Es ist nur ein kleiner Aktienanteil, ein niedriger einstelliger Prozentsatz an Feintool. Doch der Kaufpreis setzt sich auch aus einem Bar-Anteil und der Übernahme von Schulden zusammen. Es war ein fairer Kaufpreis – wir haben uns nach langen Verhandlungen geeinigt.  

Ist es denkbar, dass Teile der Fertigung von Lyss nach Deutschland verlegt werden, um das Währungsrisiko noch stärker zu minimieren?

Die Standorte von Herzing+Schroth stellen ausschliesslich spanlos umgeformte Teile her, die haben mit der Produktion in Lyss gar nichts zu tun. Für Lyss gilt: Solange man hier erfolgreich ist, ist dieser Standort gar kein Thema.

Wachstum wird es in Lyss aber kaum mehr geben.

Ja und Nein. Teilweise sind wir an den Kapazitätsgrenzen. Wir bekommen auch immer wieder interessante Aufträge für Lyss, weil hier sehr viel Knowhow ist. Das schätzen die Kunden trotz der Wechselkursproblematik. Wenn der Frankenkurs auf 1:1 hinunter ginge, müssten wir neu rechnen.

Am 22. Mai weihen Sie die neue Fabrik in China ein. Wie sieht die Feier aus?

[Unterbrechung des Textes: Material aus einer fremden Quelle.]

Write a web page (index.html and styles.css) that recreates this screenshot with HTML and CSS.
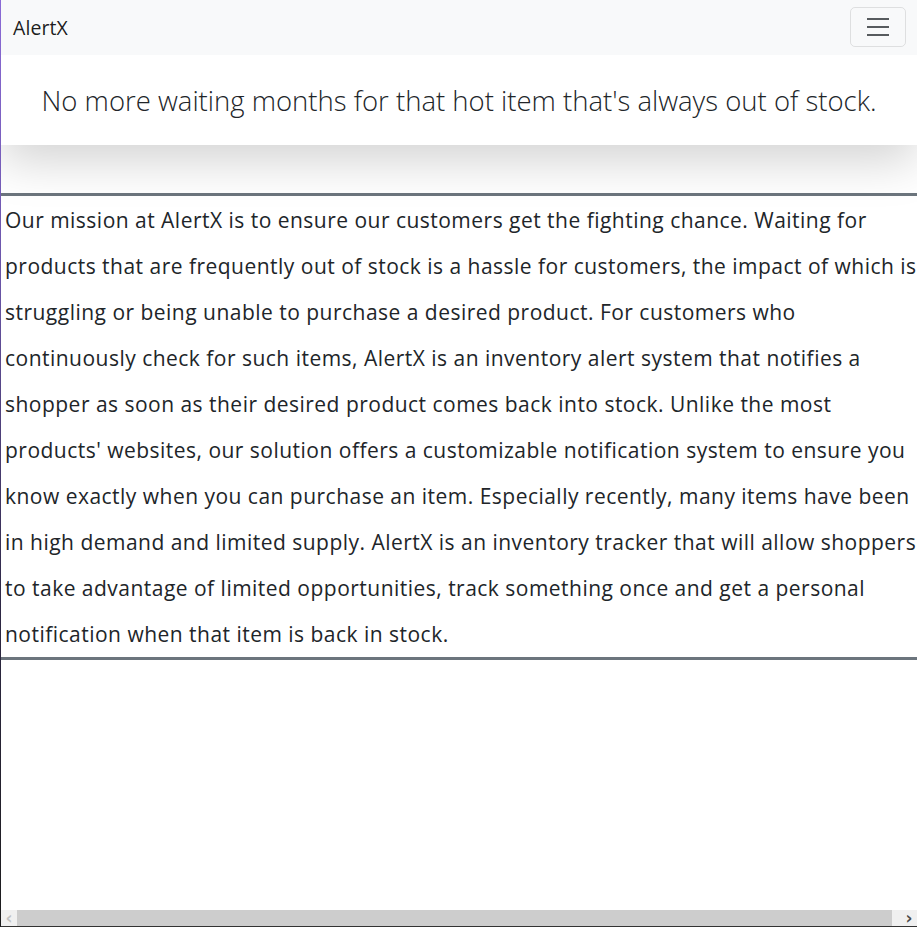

Das ist eine chinesische Feier, wir haben 100 Gäste eingeladen, es ist sehr wichtig, wen man einlädt. Es gibt ein enges Zeremoniell, mit den Behörden vor Ort und Kunden, die uns wichtig sind. Wir haben mit dem gesamten Feintool-Knowhow unsere modernste Fabrik realisiert, der Markt hat ein grosses Interesse daran.
China wird bald 20 Millionen Autos pro Jahr herstellen, mehr als die USA, viermal mehr als Europa. Eine Lehre aus der Währungs- und Schuldenkrise in Europa ist: Ein Land ohne moderne Industriebasis kann seinen sozialen Zusammenhalt nicht halten. Die Chinesen wissen das. Das ist das Problem in Frankreich: Es hat keine wettbewerbsfähige Industrie mehr.